Now note the unwonted silence of the U.S. ambassador to the Philippines—the very same ambassador who has an opinion on everything including Filipino corruption—and realize that the U.S. doesn’t want that mission in Iraq, at least not at this time, because it will not serve current U.S. purposes.

But wanted or not, illegal or not, the mission will be sent, unless of course the United States outright and very clearly says no, in which case the Arroyo government will obediently comply. Without that explicit rejection, however, and despite what Filipino public opinion and legislators may say, Arroyo will send the mission.

For what earthly reason is becoming clearer by the minute. Initially an unthinking knee-jerk reaction meant to camouflage the Arroyo government’s totally mercenary reasons for supporting the U.S. war, the mission has become, in the ad hoc policy-making style so characteristic of Arroyo and her Jurassic Age Foreign Affairs Secretary, the physical means to remind the U.S. about the Arroyo government’s support for its invasion of Iraq.

It’s true that that support came merely in the form of fig-leafing U.S. unilateralism and contempt for world opinion by making it appear that there was a 35-country coalition behind the U.S. war, but it was support nevertheless. Now the bad news could be that, having “won the war,” the United States will conveniently forget the Philippines’ role in that ignoble enterprise. After all, the United States has already forgotten its British and Australians lackeys by excluding their companies from involvement in the reconstruction of Iraq.

As she has several times pointed out in case no one has been listening and as if it were something to be proud of, President Gloria Macapagal Arroyo defied Philippine public opinion and earned a minus six negative approval rating by echoing the Bush government’s disdain for the U.N.’s refusal to sanction the use of force against Saddam Hussein, and by supporting the U.S. invasion of Iraq.

That sacrifice can’t be for naught. At the very least it should be for the 30,000 jobs Roberto Romulo says awaits Filipino workers in Iraq—provided, however, that the United States government and the host of U.S. companies led by Bush’s crony companies Halliburton and Bechtel that have won the juicy contracts to rebuild Iraq with Iraqi oil money don’t forget.

(How easily the U.S. does forget, of course. The 25,000 veterans of World War II have dwindled to 8,000, but still haven’t received their benefits for fighting on the U.S. side 60 years ago, for example. And there’s that bell from Balangiga, Samar, which the U.S. agreed to return many years ago, but hasn’t.)

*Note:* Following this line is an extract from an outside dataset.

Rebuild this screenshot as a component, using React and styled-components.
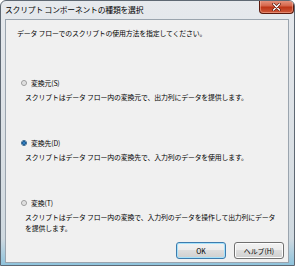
import React, { useState } from 'react'
import styled, { createGlobalStyle } from 'styled-components'

const GlobalStyle = createGlobalStyle`
    html, body {
        margin: 0;
        padding: 0;
        background: #ffffff;
    }
    * {
        box-sizing: border-box;
    }
`;

const Window = styled.div`
    width: 295px;
    height: 266px;
    display: flex;
    flex-direction: column;
    border: 1px solid #5e6873;
    border-radius: 6px 6px 0 0;
    background: linear-gradient(to bottom, #e6e9ed 0%, #d9dfe4 60%, #cfd9e0 90%, #8ec3dc 100%);
    font-family: "Noto Sans CJK JP", "Noto Sans", sans-serif;
    color: #000;
    overflow: hidden;
`;

const TitleBar = styled.div`
    height: 18px;
    display: flex;
    justify-content: space-between;
    align-items: flex-start;
    padding-left: 4px;
    flex-shrink: 0;
`;

const Title = styled.span`
    font-size: 7.8px;
    line-height: 18px;
    letter-spacing: -0.2px;
    white-space: nowrap;
`;

const CloseButton = styled.div`
    width: 35px;
    height: 14px;
    margin-top: -1px;
    border: 1px solid #5b1a0e;
    border-top: none;
    border-radius: 0 0 4px 4px;
    background: linear-gradient(to bottom, #e79a86 0%, #d5654a 45%, #bd3517 55%, #cf5a3c 100%);
    box-shadow: inset 0 0 0 1px rgba(255, 200, 180, 0.45);
    display: flex;
    align-items: center;
    justify-content: center;
`;

const Panel = styled.div`
    flex: 1;
    margin: 0 5px 2px 4px;
    background: #f0f0f0;
    border: 1px solid #9aa4ae;
    display: flex;
    flex-direction: column;
    padding: 8px 4px 3px 11px;
    font-size: 6.9px;
    letter-spacing: -0.15px;
`;

const Intro = styled.p`
    margin: 0;
    line-height: 10px;
`;

const Options = styled.div`
    display: flex;
    flex-direction: column;
    gap: 35px;
    margin-top: 40px;
`;

const Option = styled.div`
    display: flex;
    flex-direction: column;
`;

const OptionLabel = styled.label`
    display: flex;
    align-items: center;
    gap: 4px;
    margin-left: 4px;
    line-height: 10px;
    cursor: default;
`;

const Radio = styled.span`
    width: 6px;
    height: 6px;
    border-radius: 50%;
    border: 1px solid ${p => (p.checked ? '#2c628b' : '#9a9a9a')};
    background: ${p => (p.checked
        ? 'radial-gradient(circle, #3e9be0 0, #1d5c99 1.6px, #e8f3fb 2px)'
        : 'radial-gradient(circle, #d8d8d8 0, #f4f4f4 3px)')};
    flex-shrink: 0;
`;

const Description = styled.p`
    margin: 4px 0 0 8px;
    line-height: 11px;
    width: 256px;
`;

const ButtonRow = styled.div`
    margin-top: auto;
    display: flex;
    justify-content: flex-end;
    gap: 8px;
`;

const Button = styled.button`
    width: 50px;
    height: 17px;
    padding: 0;
    font-family: inherit;
    font-size: 6.9px;
    color: #000;
    border-radius: 3px;
    border: 1px solid ${p => (p.primary ? '#3d7bad' : '#707070')};
    background: linear-gradient(to bottom, #f2f2f2 0%, #ebebeb 49%, #dddddd 50%, #cfcfcf 100%);
    box-shadow: inset 0 0 0 1px ${p => (p.primary ? '#a6e2fb' : '#fcfcfc')};
`;

const options = [
    { id: 'source', label: '変換元(S)', text: 'スクリプトはデータ フロー内の変換元で、出力列にデータを提供します。' },
    { id: 'dest', label: '変換先(D)', text: 'スクリプトはデータ フロー内の変換先で、入力列のデータを使用します。' },
    { id: 'transform', label: '変換(T)', text: 'スクリプトはデータ フロー内の変換で、入力列のデータを操作して出力列にデータを提供します。' },
];

const App = () => {
    const [selected, setSelected] = useState('dest');

    return (
        <>
            <GlobalStyle />
            <Window>
                <TitleBar>
                    <Title>スクリプト コンポーネントの種類を選択</Title>
                    <CloseButton>
                        <svg width="9" height="8" viewBox="0 0 9 8">
                            <path d="M1.5 1 L7.5 7 M7.5 1 L1.5 7" stroke="#5b1a0e" strokeWidth="2.6" strokeLinecap="round" />
                            <path d="M1.5 1 L7.5 7 M7.5 1 L1.5 7" stroke="#ffffff" strokeWidth="1.4" strokeLinecap="round" />
                        </svg>
                    </CloseButton>
                </TitleBar>
                <Panel>
                    <Intro>データ フローでのスクリプトの使用方法を指定してください。</Intro>
                    <Options>
                        {options.map(o => (
                            <Option key={o.id}>
                                <OptionLabel onClick={() => setSelected(o.id)}>
                                    <Radio checked={selected === o.id} />
                                    {o.label}
                                </OptionLabel>
                                <Description>{o.text}</Description>
                            </Option>
                        ))}
                    </Options>
                    <ButtonRow>
                        <Button primary>OK</Button>
                        <Button>ヘルプ(H)</Button>
                    </ButtonRow>
                </Panel>
            </Window>
        </>
    )
}

export default App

Thus the mission, which will be the Philippines’ way of saying “hey, don’t forget us; we want our reward,” which the Arroyo government hopes will consist not only of the jobs it can’t provide here at home, but also of the $30 million in military aid that will further enhance the capacity of the Armed Forces to hire more CAFGUs and assassins to kill community activists.

The risks are of course considerable, and the Arroyo government knows it. The mission members can be shot at, and their presence in Iraq under U.S. control (they cannot be otherwise, the U.S. occupation forces being the only organized armed power in Iraq) could serve as a reminder to the entire Arab world that the country from where they get most of their construction workers and domestics supported the U.S. invasion of Iraq.

And has anyone done a survey on the ground in that country to find out how welcome to the Iraqis the mission would be? The Philippine mission could very well be as unwelcome as the U.S. troops, and equally regarded as ignorant interlopers (official Philippine sources, for example, seem to assume that Iraq lacks doctors, whereas it doesn’t). And to what extent would it succeed in keeping the Philippines visible in the eyes of U.S. policy makers, whose current triumphalism attributes what the U.S. claims to have achieved in Iraq solely to the superiority of U.S. arms?

Given these uncertainties, the mission doesn’t make sense. If it does go on, despite the voices of reason that say the risks are too great, and the rewards uncertain, this mission could turn out to be, in more ways than one, truly impossible.